A simple service to monitor Bambu printers on the local network and deliver print status notifications to a Slack channel.
On start, Souzu listens for Bambu printer advertisements on the local network. For each printer, if it has a corresponding access code in its config file, it tries to monitor the MQTT stream from the printer.
Souzu never sends any commands to the printer, not even to poll for full status reports. This means that the load on the printer should be minimal.
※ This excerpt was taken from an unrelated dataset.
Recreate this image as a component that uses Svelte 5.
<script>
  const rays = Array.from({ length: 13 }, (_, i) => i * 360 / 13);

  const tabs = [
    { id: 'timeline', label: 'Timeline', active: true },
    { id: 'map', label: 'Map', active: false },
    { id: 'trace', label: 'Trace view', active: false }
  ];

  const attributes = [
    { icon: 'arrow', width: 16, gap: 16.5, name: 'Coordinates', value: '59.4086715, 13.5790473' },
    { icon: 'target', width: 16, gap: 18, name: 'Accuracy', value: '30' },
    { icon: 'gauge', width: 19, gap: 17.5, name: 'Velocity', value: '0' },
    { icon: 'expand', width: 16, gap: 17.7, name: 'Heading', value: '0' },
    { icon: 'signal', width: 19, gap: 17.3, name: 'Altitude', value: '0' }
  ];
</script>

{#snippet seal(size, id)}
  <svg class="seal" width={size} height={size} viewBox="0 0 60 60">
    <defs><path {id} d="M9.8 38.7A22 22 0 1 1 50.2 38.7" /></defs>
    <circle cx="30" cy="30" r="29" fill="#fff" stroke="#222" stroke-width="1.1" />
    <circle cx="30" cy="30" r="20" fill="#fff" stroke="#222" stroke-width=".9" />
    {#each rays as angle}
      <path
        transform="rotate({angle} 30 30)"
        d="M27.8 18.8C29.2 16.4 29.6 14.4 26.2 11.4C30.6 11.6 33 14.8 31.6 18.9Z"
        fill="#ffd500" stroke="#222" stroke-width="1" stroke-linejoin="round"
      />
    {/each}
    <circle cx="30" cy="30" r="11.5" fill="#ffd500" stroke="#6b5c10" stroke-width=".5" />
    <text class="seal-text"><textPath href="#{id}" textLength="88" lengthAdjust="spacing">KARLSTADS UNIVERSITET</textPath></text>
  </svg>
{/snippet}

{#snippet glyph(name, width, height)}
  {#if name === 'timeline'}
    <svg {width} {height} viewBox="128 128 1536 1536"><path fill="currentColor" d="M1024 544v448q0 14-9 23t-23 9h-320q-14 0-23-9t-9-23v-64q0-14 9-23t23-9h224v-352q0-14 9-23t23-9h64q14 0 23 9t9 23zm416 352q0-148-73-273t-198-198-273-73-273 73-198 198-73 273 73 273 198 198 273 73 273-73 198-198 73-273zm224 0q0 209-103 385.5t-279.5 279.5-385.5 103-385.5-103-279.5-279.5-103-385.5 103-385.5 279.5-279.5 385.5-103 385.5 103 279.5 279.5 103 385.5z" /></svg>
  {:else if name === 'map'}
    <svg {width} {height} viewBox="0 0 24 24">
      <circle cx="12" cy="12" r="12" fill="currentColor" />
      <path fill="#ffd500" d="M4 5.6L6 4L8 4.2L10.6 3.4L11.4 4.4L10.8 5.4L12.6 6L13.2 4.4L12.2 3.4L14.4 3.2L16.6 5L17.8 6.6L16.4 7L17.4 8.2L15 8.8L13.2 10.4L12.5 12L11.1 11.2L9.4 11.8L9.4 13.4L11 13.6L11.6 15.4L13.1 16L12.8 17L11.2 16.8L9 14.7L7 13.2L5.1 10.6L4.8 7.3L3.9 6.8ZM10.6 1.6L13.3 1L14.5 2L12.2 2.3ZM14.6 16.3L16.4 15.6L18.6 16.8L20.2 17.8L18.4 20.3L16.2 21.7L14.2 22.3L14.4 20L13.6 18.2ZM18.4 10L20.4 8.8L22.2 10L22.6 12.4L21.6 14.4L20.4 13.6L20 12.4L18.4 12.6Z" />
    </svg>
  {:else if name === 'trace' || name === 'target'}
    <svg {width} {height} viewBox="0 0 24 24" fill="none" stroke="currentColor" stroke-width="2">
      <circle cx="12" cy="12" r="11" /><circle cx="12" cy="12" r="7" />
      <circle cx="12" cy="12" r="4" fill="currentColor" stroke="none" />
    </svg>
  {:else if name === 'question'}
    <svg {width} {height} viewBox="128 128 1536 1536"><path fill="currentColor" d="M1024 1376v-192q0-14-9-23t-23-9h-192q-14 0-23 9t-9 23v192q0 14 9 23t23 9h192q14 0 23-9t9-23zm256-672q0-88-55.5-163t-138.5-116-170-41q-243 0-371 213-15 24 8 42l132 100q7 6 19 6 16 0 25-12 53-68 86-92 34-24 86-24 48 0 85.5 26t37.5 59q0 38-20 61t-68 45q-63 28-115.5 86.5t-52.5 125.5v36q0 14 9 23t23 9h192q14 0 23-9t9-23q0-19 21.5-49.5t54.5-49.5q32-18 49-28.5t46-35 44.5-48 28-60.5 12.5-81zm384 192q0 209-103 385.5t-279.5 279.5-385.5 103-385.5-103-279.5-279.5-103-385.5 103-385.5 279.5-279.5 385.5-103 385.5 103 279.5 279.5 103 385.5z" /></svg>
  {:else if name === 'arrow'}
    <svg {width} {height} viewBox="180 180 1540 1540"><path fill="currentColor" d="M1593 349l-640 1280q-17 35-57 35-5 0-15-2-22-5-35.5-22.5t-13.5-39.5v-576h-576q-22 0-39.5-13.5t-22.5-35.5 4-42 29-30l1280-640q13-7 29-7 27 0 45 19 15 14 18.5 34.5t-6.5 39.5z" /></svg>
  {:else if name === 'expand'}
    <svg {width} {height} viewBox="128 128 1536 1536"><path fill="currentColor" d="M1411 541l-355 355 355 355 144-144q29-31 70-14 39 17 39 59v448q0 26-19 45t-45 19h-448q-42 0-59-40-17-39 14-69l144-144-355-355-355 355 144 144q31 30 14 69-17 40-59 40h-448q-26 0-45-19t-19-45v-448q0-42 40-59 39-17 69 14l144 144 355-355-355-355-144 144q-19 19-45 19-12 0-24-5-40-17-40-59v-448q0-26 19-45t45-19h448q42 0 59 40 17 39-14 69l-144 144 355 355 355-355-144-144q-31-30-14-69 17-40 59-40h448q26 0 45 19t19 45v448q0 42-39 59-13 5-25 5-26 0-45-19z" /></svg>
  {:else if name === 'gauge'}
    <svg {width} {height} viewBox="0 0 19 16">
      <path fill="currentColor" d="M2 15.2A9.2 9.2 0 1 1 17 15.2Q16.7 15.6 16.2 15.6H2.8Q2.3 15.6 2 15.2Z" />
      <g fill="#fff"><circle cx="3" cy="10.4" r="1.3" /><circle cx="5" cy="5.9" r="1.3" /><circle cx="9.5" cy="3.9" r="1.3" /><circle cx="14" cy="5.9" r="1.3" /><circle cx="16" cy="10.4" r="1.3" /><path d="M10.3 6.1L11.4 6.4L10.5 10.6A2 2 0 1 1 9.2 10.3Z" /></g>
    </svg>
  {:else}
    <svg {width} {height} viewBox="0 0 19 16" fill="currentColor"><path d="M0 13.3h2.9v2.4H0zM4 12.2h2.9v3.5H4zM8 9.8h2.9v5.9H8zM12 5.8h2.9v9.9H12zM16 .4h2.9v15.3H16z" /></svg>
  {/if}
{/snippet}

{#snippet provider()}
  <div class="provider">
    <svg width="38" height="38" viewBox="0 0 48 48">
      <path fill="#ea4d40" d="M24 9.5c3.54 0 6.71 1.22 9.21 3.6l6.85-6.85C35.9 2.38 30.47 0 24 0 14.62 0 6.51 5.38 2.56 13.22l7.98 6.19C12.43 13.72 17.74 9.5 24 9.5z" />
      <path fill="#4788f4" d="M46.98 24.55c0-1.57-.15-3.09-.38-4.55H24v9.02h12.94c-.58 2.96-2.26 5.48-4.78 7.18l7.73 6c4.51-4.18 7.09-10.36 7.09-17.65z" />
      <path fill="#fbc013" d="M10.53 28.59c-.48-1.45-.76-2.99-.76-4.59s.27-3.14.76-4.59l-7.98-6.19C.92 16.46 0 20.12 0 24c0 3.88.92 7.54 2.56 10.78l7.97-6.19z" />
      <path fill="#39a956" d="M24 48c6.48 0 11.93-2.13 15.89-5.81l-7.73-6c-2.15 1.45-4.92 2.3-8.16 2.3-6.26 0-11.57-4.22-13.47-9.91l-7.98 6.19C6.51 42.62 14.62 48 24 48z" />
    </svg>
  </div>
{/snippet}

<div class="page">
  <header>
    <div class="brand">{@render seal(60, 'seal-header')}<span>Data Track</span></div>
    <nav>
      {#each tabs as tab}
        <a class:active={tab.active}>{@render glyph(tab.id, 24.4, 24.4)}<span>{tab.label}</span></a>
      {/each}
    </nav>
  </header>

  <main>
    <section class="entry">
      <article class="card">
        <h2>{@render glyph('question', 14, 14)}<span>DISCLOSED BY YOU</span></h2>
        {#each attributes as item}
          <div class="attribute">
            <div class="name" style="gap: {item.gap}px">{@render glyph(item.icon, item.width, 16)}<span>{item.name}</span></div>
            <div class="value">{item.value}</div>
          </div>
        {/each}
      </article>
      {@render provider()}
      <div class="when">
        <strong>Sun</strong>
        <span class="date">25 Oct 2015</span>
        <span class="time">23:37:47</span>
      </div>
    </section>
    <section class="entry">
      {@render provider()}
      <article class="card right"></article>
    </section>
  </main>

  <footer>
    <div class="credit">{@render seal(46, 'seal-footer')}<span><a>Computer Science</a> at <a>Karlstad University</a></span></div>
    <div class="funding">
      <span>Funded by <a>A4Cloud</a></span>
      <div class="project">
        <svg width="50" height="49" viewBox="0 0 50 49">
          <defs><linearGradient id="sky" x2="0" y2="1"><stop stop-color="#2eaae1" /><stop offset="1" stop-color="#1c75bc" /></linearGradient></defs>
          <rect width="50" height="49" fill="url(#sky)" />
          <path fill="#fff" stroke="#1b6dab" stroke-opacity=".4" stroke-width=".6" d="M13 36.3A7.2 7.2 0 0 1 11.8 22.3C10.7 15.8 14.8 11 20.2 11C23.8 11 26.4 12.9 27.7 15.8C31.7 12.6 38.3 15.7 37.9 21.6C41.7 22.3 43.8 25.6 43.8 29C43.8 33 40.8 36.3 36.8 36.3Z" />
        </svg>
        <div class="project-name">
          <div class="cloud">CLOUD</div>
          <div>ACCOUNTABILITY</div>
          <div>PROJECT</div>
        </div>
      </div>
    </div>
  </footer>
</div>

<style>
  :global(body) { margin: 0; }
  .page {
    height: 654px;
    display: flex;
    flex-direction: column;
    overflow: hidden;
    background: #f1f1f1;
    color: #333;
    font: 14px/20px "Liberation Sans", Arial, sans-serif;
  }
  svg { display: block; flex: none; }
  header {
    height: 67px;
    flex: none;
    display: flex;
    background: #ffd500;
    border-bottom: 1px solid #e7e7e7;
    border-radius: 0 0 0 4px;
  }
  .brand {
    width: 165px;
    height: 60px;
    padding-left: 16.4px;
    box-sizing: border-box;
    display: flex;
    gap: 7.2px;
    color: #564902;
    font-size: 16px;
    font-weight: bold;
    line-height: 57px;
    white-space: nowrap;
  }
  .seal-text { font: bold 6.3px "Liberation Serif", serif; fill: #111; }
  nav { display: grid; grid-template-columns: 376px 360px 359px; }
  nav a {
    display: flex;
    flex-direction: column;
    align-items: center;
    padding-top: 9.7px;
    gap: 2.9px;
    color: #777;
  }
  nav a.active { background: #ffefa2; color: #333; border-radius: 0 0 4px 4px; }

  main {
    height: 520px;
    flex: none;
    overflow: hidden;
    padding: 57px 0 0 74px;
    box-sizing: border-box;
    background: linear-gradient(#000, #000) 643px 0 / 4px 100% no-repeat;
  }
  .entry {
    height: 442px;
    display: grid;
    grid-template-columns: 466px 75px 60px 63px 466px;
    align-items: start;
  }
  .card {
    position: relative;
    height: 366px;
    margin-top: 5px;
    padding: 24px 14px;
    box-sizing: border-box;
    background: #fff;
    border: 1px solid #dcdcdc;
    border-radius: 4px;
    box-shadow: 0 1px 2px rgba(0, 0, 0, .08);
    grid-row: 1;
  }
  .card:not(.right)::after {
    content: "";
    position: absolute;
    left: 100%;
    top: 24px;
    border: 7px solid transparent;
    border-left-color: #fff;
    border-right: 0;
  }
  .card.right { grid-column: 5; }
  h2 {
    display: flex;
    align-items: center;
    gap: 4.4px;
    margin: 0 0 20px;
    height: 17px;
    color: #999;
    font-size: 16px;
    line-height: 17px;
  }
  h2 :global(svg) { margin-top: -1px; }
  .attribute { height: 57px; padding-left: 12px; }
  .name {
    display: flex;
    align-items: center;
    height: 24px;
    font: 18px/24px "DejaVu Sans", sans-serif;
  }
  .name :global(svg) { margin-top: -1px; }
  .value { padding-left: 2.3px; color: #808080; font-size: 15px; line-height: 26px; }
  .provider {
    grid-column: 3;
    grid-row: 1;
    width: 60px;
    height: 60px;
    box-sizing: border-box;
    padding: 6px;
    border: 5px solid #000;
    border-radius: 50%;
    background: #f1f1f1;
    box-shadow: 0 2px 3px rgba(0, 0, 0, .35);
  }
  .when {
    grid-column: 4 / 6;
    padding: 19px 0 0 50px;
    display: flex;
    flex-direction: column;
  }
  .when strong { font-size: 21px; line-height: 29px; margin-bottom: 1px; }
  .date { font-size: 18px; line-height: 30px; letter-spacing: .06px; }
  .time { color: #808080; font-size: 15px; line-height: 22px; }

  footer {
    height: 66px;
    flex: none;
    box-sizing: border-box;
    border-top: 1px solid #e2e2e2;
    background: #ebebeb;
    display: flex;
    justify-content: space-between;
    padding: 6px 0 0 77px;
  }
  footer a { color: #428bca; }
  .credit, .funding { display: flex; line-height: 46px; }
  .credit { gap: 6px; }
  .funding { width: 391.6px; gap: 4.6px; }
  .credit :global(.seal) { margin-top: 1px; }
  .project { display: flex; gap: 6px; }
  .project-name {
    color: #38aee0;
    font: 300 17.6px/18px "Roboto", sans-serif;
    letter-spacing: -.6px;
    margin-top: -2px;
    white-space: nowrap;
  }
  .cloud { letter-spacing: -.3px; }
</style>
Put a configuration file in ~/.config/souzu.json:
{
"printers": {
"PRINTER_SERIAL_NUMBER": {
"access_code": "ACCESS_CODE",
"filename_prefix": "prefix for log file names (optional)"
},
"OTHER_PRINTER_SERIAL_NUMBER": {
"access_code": "ACCESS_CODE",
"ip_address": "hardcoded ip address (optional)"
}
},
"slack": {
"access_token": "SLACK_ACCESS_TOKEN",
"print_notification_channel": "SOME_CHANNEL_ID",
"error_notification_channel": "SOME_CHANNEL_ID"
}
}Install uv.
To install from GitHub:
uv tool install git+https://github.com/kwartzlab/souzuThen run souzu monitor to start the service.
Souzu includes a simple self-updater that wraps uv. Run souzu update to update to the latest version.
Souzu includes definitions for several systemd units, which can be installed with souzu install.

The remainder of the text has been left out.